Ryan Piers Williams
screenwriter to watch
Born and raised in El Paso, TX, Ryan Piers Williams is a filmmaker with over 20 years of experience. Williams attended the University of Texas at Austin and graduated from the School of Cinematic Arts at the University of Southern California. Upon graduation, he worked for Steven Soderbergh and George Clooney on several productions including Ocean’s 12, Ocean’s 13, Goodnight and Good Luck, and The Good German.
Williams wrote and directed the feature film, The Dry Land, which premiered at the 2010 Sundance Film Festival in the Dramatic Competition. The Dry Land follows a U.S. soldier returning home from war as he struggles to reconcile his experiences abroad with the life and family he left in Texas.

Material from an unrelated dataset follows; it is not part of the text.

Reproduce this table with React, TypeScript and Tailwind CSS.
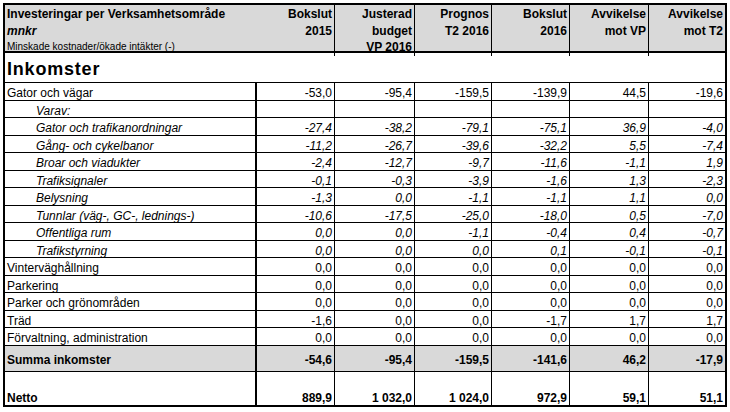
import React from "react";

type Row = { label: string; vals: string[]; italic?: boolean };

const rows: Row[] = [
  { label: "Gator och vägar", vals: ["-53,0", "-95,4", "-159,5", "-139,9", "44,5", "-19,6"] },
  { label: "Varav:", vals: ["", "", "", "", "", ""], italic: true },
  { label: "Gator och trafikanordningar", vals: ["-27,4", "-38,2", "-79,1", "-75,1", "36,9", "-4,0"], italic: true },
  { label: "Gång- och cykelbanor", vals: ["-11,2", "-26,7", "-39,6", "-32,2", "5,5", "-7,4"], italic: true },
  { label: "Broar och viadukter", vals: ["-2,4", "-12,7", "-9,7", "-11,6", "-1,1", "1,9"], italic: true },
  { label: "Trafiksignaler", vals: ["-0,1", "-0,3", "-3,9", "-1,6", "1,3", "-2,3"], italic: true },
  { label: "Belysning", vals: ["-1,3", "0,0", "-1,1", "-1,1", "1,1", "0,0"], italic: true },
  { label: "Tunnlar (väg-, GC-, lednings-)", vals: ["-10,6", "-17,5", "-25,0", "-18,0", "0,5", "-7,0"], italic: true },
  { label: "Offentliga rum", vals: ["0,0", "0,0", "-1,1", "-0,4", "0,4", "-0,7"], italic: true },
  { label: "Trafikstyrning", vals: ["0,0", "0,0", "0,0", "0,1", "-0,1", "-0,1"], italic: true },
  { label: "Vinterväghållning", vals: ["0,0", "0,0", "0,0", "0,0", "0,0", "0,0"] },
  { label: "Parkering", vals: ["0,0", "0,0", "0,0", "0,0", "0,0", "0,0"] },
  { label: "Parker och grönområden", vals: ["0,0", "0,0", "0,0", "0,0", "0,0", "0,0"] },
  { label: "Träd", vals: ["-1,6", "0,0", "0,0", "-1,7", "1,7", "1,7"] },
  { label: "Förvaltning, administration", vals: ["0,0", "0,0", "0,0", "0,0", "0,0", "0,0"] },
];

const grid = "grid grid-cols-[252px_78px_80px_77px_78px_79px_76px]";

function NumCells({ vals, className = "" }: { vals: string[]; className?: string }) {
  return (
    <>
      {vals.map((v, i) => (
        <div
          key={i}
          className={
            "flex justify-end pr-[2px] " +
            (i < vals.length - 1 ? "border-r border-black " : "") +
            className
          }
        >
          {v}
        </div>
      ))}
    </>
  );
}

export default function App() {
  return (
    <div className="w-[730px] h-[412px] bg-white overflow-hidden">
      <div
        className="ml-[3px] mt-[3px] w-[724px] border-2 border-black text-black text-[12px]"
        style={{ fontFamily: '"Liberation Sans", Arial, sans-serif' }}
      >
        {/* Header */}
        <div className={grid + " h-[48px] bg-[#d9d9d9] border-b-2 border-black leading-[16.5px] font-bold"}>
          <div className="pl-[2px] pt-[1px]">
            <div>Investeringar per Verksamhetsområde</div>
            <div className="italic">mnkr</div>
            <div className="font-normal text-[10px]">Minskade kostnader/ökade intäkter (-)</div>
          </div>
          <div className="text-right pr-[2px] pt-[1px] border-r border-black">
            <div>Bokslut</div>
            <div>2015</div>
          </div>
          <div className="text-right pr-[2px] pt-[1px] border-r border-black">
            <div>Justerad</div>
            <div>budget</div>
            <div>VP 2016</div>
          </div>
          <div className="text-right pr-[2px] pt-[1px] border-r border-black">
            <div>Prognos</div>
            <div>T2 2016</div>
          </div>
          <div className="text-right pr-[2px] pt-[1px] border-r border-black">
            <div>Bokslut</div>
            <div>2016</div>
          </div>
          <div className="text-right pr-[2px] pt-[1px] border-r border-black">
            <div>Avvikelse</div>
            <div>mot VP</div>
          </div>
          <div className="text-right pr-[2px] pt-[1px]">
            <div>Avvikelse</div>
            <div>mot T2</div>
          </div>
        </div>

        {/* Inkomster */}
        <div className="h-[30px] border-b border-black flex items-center pl-[2px] pt-[3px]">
          <span className="font-bold text-[18px] tracking-[0.8px]">Inkomster</span>
        </div>

        {/* Body rows */}
        {rows.map((r, idx) => (
          <div
            key={idx}
            className={
              grid +
              (idx % 2 === 0 ? " h-[18px]" : " h-[17px]") +
              " border-b border-black leading-[14px]" +
              (r.italic ? " italic" : "")
            }
          >
            <div className={"pt-[3px] border-r-2 border-black " + (r.italic ? "pl-[31px]" : "pl-[2px]")}>
              {r.label}
            </div>
            <NumCells vals={r.vals} className="items-start pt-[3px]" />
          </div>
        ))}

        {/* Summa */}
        <div className={grid + " h-[26px] border-b border-black bg-[#d9d9d9] font-bold leading-[14px]"}>
          <div className="border-r-2 border-black pl-[2px] pt-[3px] flex items-center">Summa inkomster</div>
          <NumCells vals={["-54,6", "-95,4", "-159,5", "-141,6", "46,2", "-17,9"]} className="items-center pt-[3px]" />
        </div>

        {/* Netto */}
        <div className={grid + " h-[33px] font-bold leading-[13px]"}>
          <div className="border-r-2 border-black pl-[2px] flex items-end">Netto</div>
          <NumCells vals={["889,9", "1 032,0", "1 024,0", "972,9", "59,1", "51,1"]} className="items-end" />
        </div>
      </div>
    </div>
  );
}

The Dry Land stars Ryan O’nan, America Ferrera, Melissa Leo, Wilmer Valderrama and Jason Ritter. The Dry Land won the Grand Jury Prize at the Dallas International Film Festival, the Best International Feature Award at the Edinburgh International Film Festival, a Voice Award, and was released theatrically and digitally.
Williams wrote, directed, produced, and stars in his second feature film, X/Y, alongside America Ferrera, Melonie Diaz, Common, Amber Tamblyn, David Harbour, and Dree Hemingway. X/Y, a drama that looks at the complicated love lives of a group of friends in New York City, premiered at the 2014 Tribeca Film Festival and was released in 2015.
Williams is currently developing his next feature film, Staring at the Sun. Staring at the Sun was recently awarded the San Francisco Film Society / KRF Filmmaking grant for screenwriting.
Credits: The Dry Land (Writer/Director) , X/Y (Writer/Director/Actor/Producer)
How did you break in or get your start in screenwriting?
After I graduated from USC, I started writing my first screenplay, The Dry Land. I was inspired to write the film after reading several news articles about soldiers coming home from Iraq and struggling with PTSD. At the time, there were no films being made that explored this experience with the depth and honesty that the subject matter demanded. I started writing the film with the intention of making the film no matter how long it took. Fortunately, after writing for two years, I was able to pull together an amazing team of collaborators that believed in the script, and together we were able to make the film.
What are some of the biggest lessons you’ve learned?
The journey of writing a screenplay can be exhausting, messy, terrifying, and in brief moments…joyful. It’s important to be fearless along this journey. That means if something doesn’t work, don’t be afraid to destroy it and go back to the drawing board. You have to always follow the thread of honesty and trust that it will lead you to the heart of what wants to come through.
What’s the hardest scene or project you’ve ever had to write? How did you navigate the challenge?
There is a scene in The Dry Land where the main character, James, travels to Walter Reed to visit his buddy who lost his legs during an attack in Iraq. James doesn’t remember what happened during the attack and asks his friend for details. James finds out that he was responsible for the attack and is the reason why his friend lost his legs. The scene is chalk full of conflicting emotions. The challenge in writing the scene was to get out all of the necessary information needed to tell the story of what happened during the attack but to also leave enough room for the actors to breath into the complexity of emotions the characters experience in the scene. I navigated the challenge by doing a great deal of work on the backstory of each of the characters, their relationship to each other, and the specifics of the attack in Iraq. By doing this work I was able to write from a place of authenticity that honored the needs of the scene and the voice of the characters.
What was a major turning point in your career?
I don’t spend too much time thinking about external factors. For me, every day is a turning point – every day I have to decide to keep going. I don’t think there is any greater turning point for a writer than the daily dedication to being on the writer’s journey.
What are you working on right now?
Right now I am developing a sci-fi film that I’ve written and will direct entitled, Staring at the Sun. The film takes place in 2060 after a massive solar event knocks out the world’s technological infrastructure making healthcare the most valuable commodity. An elite group of International Aid Workers given access to the best healthcare and technology are tasked to isolate the sick from the healthy and privileged. When a young Aid Worker finds himself in a forbidden love he must choose between a life of solitude in the Aid Program or an uncertain fate with the woman he loves.
What are some of your favorite movies?
Apocalypse Now, Tree of Life, The Goonies.
Who are some of your favorite screenwriters?
There are way too many to name.
Share a memorable experience at Austin Film Festival:
When I was 18, and going to college in Austin, I worked at the Austin Film Festival. I remember Barbara Morgan once telling me that she thought I should drop out of school and be a writer. I thought she was crazy, not for thinking I should drop out of school to pursue filmmaking, but because she thought I could be a writer! I thought the idea was absurd and totally ridiculous. I didn’t take her first piece of advice, but I finally took her second. For the record…I still think being a writer is totally absurd and absolutely ridiculous…..but it sure is a hell lot of fun!